Effect of metal oxide nanoparticles and aluminum hydroxide on the physicochemical properties and flame-retardant behavior of rigid polyurethane foam

• High-performance PU foam nanocomposites were successfully fabricated. • A multi-methodological and modern approach was used to evaluate the flame resistance. • PU reinforced ZnO/MgO NPs and ATH exhibited an improvement in flame retardancy. • PU nanocomposites showed excellent thermal stability and compressive strength. In this work, we present the influence of zinc oxide (ZnO) and magnesium oxide (MgO) nanoparticles (NPs) combined with aluminum hydroxide (ATH) on the physicochemical properties and flame-retardant behavior of rigid polyurethane (PU) foam.

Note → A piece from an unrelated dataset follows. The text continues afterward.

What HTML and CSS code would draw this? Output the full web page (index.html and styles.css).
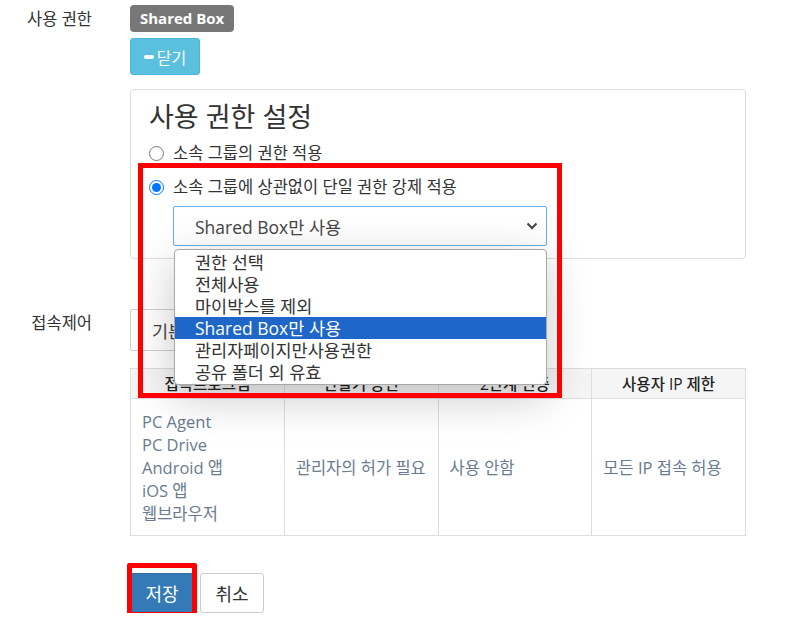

Adding these kinds of NPs and ATH exhibit a significant influence on the morphological, structural, thermal stability, and mechanical properties of PU nanocomposites. Flammability including horizontal, vertical burning, and limiting oxygen index (LOI) tests were performed to evaluate the flame retardancy of PU nanocomposites. It could be observed that the effects of cell structure and density were close to the fire retardancy of PU nanocomposite foam. Whereby, a combination of ZnO and MgO NPs and ATH led to reduce cell size and increase density value of PU foams, thus playing the increased their flame retardancy. The flaming time of PU and its nanocomposites took 71 s and 59–62 s to self-quench the fire, respectively, and lost ∼84 % of their weight. The addition of 125 php ATH to PU nanocomposites led to a decrease in burning time to 9–10 s and a loss of ∼61 % of their weight. LOI value increased to 24 % with the incorporation of 5 php ZnO, MgO NPs, and 125 php ATH NPs into the PU foam.